OBJECTIVE: Give the count of lines containing the string "React", with no other output.

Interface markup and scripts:

________________________

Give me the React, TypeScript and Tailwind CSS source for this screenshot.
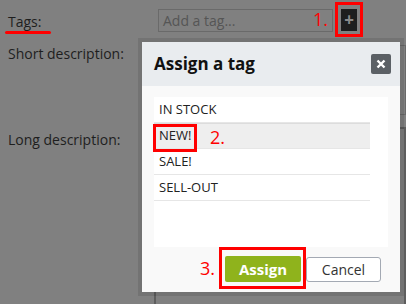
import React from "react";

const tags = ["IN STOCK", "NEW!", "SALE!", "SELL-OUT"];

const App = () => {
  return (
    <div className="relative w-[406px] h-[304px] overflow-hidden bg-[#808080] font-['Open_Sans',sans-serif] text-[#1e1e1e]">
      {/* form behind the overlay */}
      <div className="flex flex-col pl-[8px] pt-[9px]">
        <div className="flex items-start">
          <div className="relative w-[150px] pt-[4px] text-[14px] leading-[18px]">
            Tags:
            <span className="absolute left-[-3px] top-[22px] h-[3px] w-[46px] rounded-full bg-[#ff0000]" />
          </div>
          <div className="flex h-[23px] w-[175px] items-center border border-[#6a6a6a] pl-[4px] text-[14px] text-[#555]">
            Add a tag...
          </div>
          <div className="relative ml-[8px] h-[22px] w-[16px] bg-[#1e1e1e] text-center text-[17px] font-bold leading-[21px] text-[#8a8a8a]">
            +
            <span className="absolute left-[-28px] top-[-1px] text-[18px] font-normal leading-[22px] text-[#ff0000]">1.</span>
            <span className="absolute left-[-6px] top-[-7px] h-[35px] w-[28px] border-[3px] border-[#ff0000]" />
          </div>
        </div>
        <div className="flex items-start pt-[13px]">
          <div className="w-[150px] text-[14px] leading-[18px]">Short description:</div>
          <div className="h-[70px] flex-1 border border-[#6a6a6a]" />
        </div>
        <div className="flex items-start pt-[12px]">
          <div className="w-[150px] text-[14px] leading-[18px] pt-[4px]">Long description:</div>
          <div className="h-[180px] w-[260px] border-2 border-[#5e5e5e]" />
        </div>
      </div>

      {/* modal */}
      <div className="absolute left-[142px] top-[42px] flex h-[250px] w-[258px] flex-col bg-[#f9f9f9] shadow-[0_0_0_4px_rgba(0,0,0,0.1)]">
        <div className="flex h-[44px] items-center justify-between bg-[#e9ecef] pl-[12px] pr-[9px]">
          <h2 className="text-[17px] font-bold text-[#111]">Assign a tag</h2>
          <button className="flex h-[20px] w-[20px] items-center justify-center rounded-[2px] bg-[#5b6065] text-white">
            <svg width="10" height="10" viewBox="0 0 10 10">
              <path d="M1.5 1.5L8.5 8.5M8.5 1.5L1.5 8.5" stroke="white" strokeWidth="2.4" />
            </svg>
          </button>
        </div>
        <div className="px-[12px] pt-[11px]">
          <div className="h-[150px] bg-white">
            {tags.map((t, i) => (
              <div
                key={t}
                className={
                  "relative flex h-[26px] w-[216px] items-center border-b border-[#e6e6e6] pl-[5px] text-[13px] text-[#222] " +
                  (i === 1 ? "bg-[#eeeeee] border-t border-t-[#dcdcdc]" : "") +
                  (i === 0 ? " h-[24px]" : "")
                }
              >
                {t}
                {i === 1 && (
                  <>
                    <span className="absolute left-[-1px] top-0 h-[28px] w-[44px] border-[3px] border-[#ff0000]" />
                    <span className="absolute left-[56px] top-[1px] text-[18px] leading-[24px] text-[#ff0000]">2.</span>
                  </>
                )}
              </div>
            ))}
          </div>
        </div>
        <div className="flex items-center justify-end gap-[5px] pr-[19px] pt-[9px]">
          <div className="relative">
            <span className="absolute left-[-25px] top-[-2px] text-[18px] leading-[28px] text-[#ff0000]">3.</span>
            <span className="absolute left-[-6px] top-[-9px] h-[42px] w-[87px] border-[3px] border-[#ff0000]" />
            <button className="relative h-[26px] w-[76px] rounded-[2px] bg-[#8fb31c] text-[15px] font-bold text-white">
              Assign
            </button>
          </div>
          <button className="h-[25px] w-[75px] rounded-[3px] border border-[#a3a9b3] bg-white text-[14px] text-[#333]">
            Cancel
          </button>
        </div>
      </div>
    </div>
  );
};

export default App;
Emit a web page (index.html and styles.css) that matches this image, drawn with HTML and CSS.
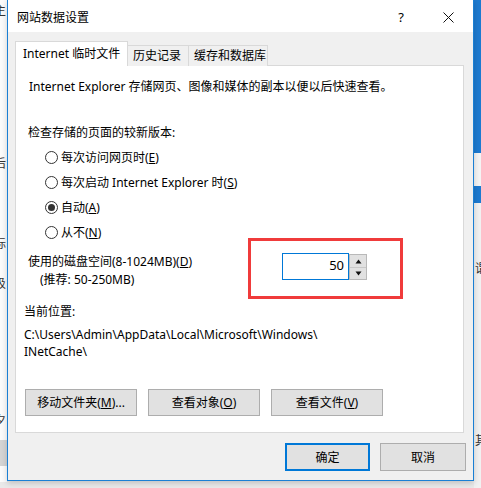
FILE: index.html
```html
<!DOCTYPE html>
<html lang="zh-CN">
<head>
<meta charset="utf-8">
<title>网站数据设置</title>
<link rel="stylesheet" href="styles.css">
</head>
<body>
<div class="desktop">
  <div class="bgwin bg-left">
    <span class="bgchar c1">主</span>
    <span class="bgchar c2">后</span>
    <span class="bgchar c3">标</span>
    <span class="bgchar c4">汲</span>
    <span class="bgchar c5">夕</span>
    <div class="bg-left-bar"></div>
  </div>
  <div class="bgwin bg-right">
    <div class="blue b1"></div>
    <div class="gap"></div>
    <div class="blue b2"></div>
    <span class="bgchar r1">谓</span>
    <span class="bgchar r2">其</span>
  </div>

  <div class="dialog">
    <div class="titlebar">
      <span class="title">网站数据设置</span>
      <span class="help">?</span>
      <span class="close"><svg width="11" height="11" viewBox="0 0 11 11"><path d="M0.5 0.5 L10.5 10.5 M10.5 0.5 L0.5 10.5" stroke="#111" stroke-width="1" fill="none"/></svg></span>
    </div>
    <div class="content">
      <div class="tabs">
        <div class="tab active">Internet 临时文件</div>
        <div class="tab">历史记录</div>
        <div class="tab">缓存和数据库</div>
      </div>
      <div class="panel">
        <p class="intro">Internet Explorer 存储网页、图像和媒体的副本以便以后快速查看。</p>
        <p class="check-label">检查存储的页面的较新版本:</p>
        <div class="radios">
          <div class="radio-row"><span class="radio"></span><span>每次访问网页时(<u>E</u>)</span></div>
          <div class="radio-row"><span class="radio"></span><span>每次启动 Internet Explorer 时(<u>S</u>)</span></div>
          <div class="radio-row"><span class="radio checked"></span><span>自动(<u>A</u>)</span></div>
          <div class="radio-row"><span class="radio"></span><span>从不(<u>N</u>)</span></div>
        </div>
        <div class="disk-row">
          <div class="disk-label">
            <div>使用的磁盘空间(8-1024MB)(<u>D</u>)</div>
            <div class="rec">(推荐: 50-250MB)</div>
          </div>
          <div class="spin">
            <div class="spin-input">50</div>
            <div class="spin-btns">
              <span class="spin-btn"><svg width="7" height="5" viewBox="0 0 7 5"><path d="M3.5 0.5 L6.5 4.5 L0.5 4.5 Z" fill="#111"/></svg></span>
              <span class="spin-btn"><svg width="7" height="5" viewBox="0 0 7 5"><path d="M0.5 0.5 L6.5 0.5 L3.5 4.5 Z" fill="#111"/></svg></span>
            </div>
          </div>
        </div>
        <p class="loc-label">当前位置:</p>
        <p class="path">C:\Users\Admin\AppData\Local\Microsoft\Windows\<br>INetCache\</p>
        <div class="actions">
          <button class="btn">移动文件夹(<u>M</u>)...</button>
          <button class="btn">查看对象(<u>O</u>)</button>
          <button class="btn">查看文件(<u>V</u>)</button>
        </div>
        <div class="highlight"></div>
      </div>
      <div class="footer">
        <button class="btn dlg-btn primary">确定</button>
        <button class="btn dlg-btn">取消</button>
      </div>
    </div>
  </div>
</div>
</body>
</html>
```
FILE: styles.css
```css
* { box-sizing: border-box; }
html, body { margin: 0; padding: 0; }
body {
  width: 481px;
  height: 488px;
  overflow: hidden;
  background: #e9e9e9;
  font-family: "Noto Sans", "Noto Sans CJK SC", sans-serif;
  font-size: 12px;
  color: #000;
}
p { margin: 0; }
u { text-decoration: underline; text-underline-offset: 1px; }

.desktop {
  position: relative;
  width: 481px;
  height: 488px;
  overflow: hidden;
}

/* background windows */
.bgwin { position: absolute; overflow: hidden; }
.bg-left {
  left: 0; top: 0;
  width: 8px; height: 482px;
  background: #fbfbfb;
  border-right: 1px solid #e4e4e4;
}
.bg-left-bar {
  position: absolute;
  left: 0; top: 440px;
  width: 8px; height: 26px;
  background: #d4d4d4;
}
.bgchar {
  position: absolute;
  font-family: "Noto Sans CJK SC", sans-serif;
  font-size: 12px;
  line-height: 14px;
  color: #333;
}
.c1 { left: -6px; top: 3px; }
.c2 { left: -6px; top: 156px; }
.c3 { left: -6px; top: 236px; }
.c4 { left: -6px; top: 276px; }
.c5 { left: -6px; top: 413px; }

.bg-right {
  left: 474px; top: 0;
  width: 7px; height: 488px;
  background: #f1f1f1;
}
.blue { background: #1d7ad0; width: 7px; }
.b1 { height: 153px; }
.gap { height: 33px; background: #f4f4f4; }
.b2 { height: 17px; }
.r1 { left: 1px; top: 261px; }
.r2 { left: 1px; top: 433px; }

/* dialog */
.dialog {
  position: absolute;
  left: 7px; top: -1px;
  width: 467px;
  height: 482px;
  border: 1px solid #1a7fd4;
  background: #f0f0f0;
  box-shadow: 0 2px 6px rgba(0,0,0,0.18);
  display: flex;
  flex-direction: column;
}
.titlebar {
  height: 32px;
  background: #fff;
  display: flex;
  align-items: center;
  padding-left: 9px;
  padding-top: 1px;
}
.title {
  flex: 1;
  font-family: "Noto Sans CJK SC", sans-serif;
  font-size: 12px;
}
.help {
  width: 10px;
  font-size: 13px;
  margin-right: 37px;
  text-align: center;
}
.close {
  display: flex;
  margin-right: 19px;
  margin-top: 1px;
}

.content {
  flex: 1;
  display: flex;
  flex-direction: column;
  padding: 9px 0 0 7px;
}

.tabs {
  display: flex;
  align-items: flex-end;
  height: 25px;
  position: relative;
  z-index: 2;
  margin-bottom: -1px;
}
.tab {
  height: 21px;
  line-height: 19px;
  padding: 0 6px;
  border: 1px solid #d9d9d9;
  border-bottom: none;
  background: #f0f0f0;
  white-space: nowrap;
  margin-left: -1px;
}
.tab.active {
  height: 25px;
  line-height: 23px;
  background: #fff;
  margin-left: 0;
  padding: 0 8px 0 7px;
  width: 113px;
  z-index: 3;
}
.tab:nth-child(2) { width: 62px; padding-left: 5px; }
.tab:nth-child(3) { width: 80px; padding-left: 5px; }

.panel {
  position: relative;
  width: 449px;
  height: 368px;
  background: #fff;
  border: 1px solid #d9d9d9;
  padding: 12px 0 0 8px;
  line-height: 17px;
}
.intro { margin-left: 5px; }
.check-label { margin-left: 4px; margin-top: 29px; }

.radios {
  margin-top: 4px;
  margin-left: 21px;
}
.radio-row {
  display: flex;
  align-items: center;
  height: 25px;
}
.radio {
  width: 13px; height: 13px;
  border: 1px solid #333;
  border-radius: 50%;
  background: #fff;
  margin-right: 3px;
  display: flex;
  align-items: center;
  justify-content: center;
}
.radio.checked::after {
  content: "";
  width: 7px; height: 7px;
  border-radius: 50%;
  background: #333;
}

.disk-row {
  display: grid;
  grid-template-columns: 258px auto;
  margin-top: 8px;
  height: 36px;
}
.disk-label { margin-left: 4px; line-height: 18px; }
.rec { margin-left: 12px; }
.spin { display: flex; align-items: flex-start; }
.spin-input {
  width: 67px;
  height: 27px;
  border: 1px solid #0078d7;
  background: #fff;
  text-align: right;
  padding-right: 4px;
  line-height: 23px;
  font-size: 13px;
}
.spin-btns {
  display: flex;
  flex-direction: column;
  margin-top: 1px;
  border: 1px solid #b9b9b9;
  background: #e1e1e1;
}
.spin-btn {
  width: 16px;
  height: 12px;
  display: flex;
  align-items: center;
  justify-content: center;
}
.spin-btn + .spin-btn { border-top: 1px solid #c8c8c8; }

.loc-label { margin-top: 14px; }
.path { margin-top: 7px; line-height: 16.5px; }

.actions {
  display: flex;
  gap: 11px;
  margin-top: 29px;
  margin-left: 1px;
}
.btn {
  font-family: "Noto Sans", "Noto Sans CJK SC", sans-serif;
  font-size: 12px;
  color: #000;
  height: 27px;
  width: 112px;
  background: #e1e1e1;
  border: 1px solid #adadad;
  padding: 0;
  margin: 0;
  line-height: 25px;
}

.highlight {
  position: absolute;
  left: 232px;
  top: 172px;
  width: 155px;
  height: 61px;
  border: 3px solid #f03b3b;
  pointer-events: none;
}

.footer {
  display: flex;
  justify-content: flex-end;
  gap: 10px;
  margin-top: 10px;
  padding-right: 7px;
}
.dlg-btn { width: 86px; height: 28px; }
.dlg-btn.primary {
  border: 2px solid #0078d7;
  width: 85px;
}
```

________________________

WRITTEN SOLUTION: 2